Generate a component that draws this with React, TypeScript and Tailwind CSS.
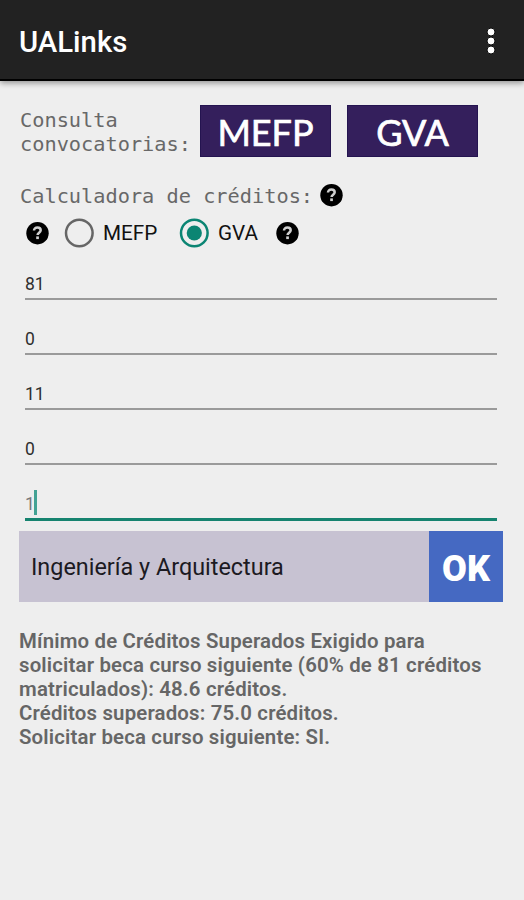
import React, { useState } from "react";
import clsx from "clsx";

type Organismo = "MEFP" | "GVA";

const campos = ["81", "0", "11", "0"];

const resultado = [
  "Mínimo de Créditos Superados Exigido para",
  "solicitar beca curso siguiente (60% de 81 créditos",
  "matriculados): 48.6 créditos.",
  "Créditos superados: 75.0 créditos.",
  "Solicitar beca curso siguiente: SI.",
];

const HelpIcon = () => (
  <svg width="24" height="24" viewBox="0 0 24 24" className="shrink-0">
    <circle cx="12.5" cy="12.2" r="11.2" fill="#000" />
    <path
      d="M9 9.6c0-1.9 1.4-3.1 3.4-3.1s3.3 1.1 3.3 2.8c0 2.3-3.1 2.4-3.1 4.6"
      fill="none"
      stroke="#cfcfcf"
      strokeWidth="2.5"
    />
    <rect x="11.2" y="15.4" width="2.7" height="2.7" fill="#cfcfcf" />
  </svg>
);

const RadioIcon = ({ checked }: { checked: boolean }) => (
  <svg width="30" height="30" viewBox="0 0 30 30" className="shrink-0">
    <circle
      cx="15.3"
      cy="15"
      r="13.3"
      fill="none"
      stroke={checked ? "#0b8573" : "#666666"}
      strokeWidth="2.5"
    />
    {checked && <circle cx="15.3" cy="15" r="7.6" fill="#0b8573" />}
  </svg>
);

const App = () => {
  const [organismo, setOrganismo] = useState<Organismo>("GVA");

  return (
    <div className="min-h-[900px] w-full bg-[#eeeeee] font-['Roboto',sans-serif]">
      <header className="flex h-[81px] items-center justify-between border-b-2 border-black bg-[#222222] pt-1 pr-[26px] pl-[19px] shadow-[0_2px_6px_rgba(0,0,0,0.4)]">
        <h1 className="pt-[2px] text-[29.3px] leading-none font-medium text-white">
          UALinks
        </h1>
        <button type="button" aria-label="Menú">
          <svg width="14" height="30" viewBox="0 0 14 30" fill="#fff" stroke="#0c0c0c" strokeWidth="1">
            <circle cx="7" cy="5" r="4" />
            <circle cx="7" cy="14" r="4" />
            <circle cx="7" cy="23" r="4" />
          </svg>
        </button>
      </header>

      <main className="pl-[20px]">
        <section className="flex h-[77px] pt-[24px]">
          <p className="w-[180px] pt-[3px] font-['DejaVu_Sans_Mono',monospace] text-[20.3px] leading-[24px] text-[#686868]">
            Consulta
            <br />
            convocatorias:
          </p>
          <div className="flex gap-[16px] font-['Lato',sans-serif] text-[36px] leading-none text-white [-webkit-text-stroke:0.7px_white]">
            <button type="button" className="h-[52px] w-[131px] border border-[#241450] bg-[#341f5c] pt-[2px]">
              MEFP
            </button>
            <button type="button" className="h-[52px] w-[131px] border border-[#241450] bg-[#341f5c] pt-[2px]">
              GVA
            </button>
          </div>
        </section>

        <section className="flex h-[60px] items-start gap-[6px] pt-[25px]">
          <p className="pt-px font-['DejaVu_Sans_Mono',monospace] text-[20.3px] leading-[24px] text-[#686868]">
            Calculadora de créditos:
          </p>
          <HelpIcon />
        </section>

        <section className="flex h-[30px] items-center pl-[5px] text-[20.7px] text-[#111]">
          <HelpIcon />
          <button
            type="button"
            onClick={() => setOrganismo("MEFP")}
            className="ml-[15px] flex w-[115px] items-center gap-[9px]"
          >
            <RadioIcon checked={organismo === "MEFP"} />
            <span className="pt-[2px]">MEFP</span>
          </button>
          <button
            type="button"
            onClick={() => setOrganismo("GVA")}
            className="flex w-[96px] items-center gap-[9px]"
          >
            <RadioIcon checked={organismo === "GVA"} />
            <span className="pt-[2px]">GVA</span>
          </button>
          <HelpIcon />
        </section>

        <section className="ml-[5px] w-[472px] pt-[19px] text-[17.5px] text-[#2f2f2f]">
          {campos.map((valor, i) => (
            <div
              key={i}
              className={clsx(
                "flex items-end border-b-2 border-[#9a9a9a] pb-[3px] leading-[21px]",
                i === 0 ? "h-[33px]" : "h-[55px]"
              )}
            >
              {valor}
            </div>
          ))}
          <div className="flex h-[56px] items-end border-b-[3px] border-[#16836f] leading-[21px] text-[#777]">
            <span className="pb-[3px]">1</span>
            <span className="mb-[3px] -ml-px h-[25px] w-[3px] bg-[#43a294]" />
          </div>
        </section>

        <section className="-ml-px mt-[10px] flex h-[71px] w-[484px]">
          <div className="flex w-[410px] items-center bg-[#c7c2d2] pt-[3px] pl-[12px] text-[23.4px] text-[#1c1a22]">
            Ingeniería y Arquitectura
          </div>
          <button type="button" className="flex-1 bg-[#4569c2] pt-[4px] text-[36px] font-black text-white">
            OK
          </button>
        </section>

        <section className="-ml-px pt-[27px] text-[20.4px] leading-[24.1px] font-semibold tracking-[0.17px] whitespace-nowrap text-[#666]">
          {resultado.map((linea) => (
            <p key={linea}>{linea}</p>
          ))}
        </section>
      </main>
    </div>
  );
};

export default App;
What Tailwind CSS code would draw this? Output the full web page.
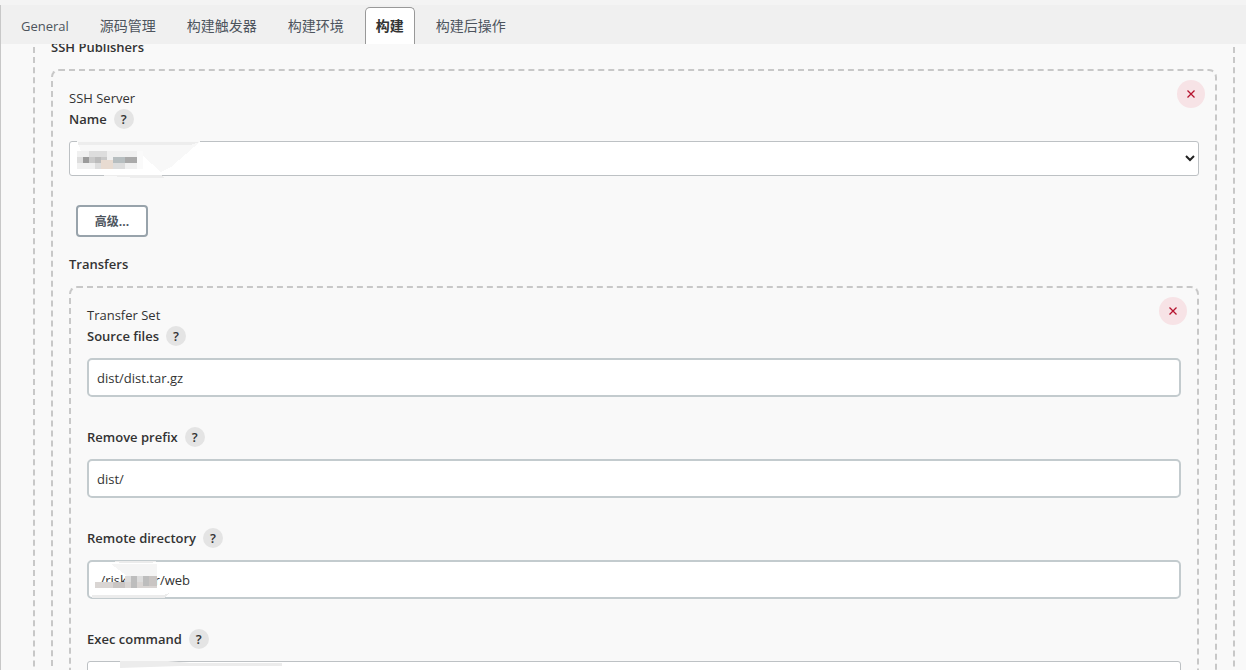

========================================

__YOUR TASK__: Everything from the first line to the line with "const [organismo, setOrganismo]" must be repeated exactly, and nothing else. Leave the pictures out.

__CORRECT ANSWER__:
Generate a component that draws this with React, TypeScript and Tailwind CSS.
import React, { useState } from "react";
import clsx from "clsx";

type Organismo = "MEFP" | "GVA";

const campos = ["81", "0", "11", "0"];

const resultado = [
  "Mínimo de Créditos Superados Exigido para",
  "solicitar beca curso siguiente (60% de 81 créditos",
  "matriculados): 48.6 créditos.",
  "Créditos superados: 75.0 créditos.",
  "Solicitar beca curso siguiente: SI.",
];

const HelpIcon = () => (
  <svg width="24" height="24" viewBox="0 0 24 24" className="shrink-0">
    <circle cx="12.5" cy="12.2" r="11.2" fill="#000" />
    <path
      d="M9 9.6c0-1.9 1.4-3.1 3.4-3.1s3.3 1.1 3.3 2.8c0 2.3-3.1 2.4-3.1 4.6"
      fill="none"
      stroke="#cfcfcf"
      strokeWidth="2.5"
    />
    <rect x="11.2" y="15.4" width="2.7" height="2.7" fill="#cfcfcf" />
  </svg>
);

const RadioIcon = ({ checked }: { checked: boolean }) => (
  <svg width="30" height="30" viewBox="0 0 30 30" className="shrink-0">
    <circle
      cx="15.3"
      cy="15"
      r="13.3"
      fill="none"
      stroke={checked ? "#0b8573" : "#666666"}
      strokeWidth="2.5"
    />
    {checked && <circle cx="15.3" cy="15" r="7.6" fill="#0b8573" />}
  </svg>
);

const App = () => {
  const [organismo, setOrganismo] = useState<Organismo>("GVA");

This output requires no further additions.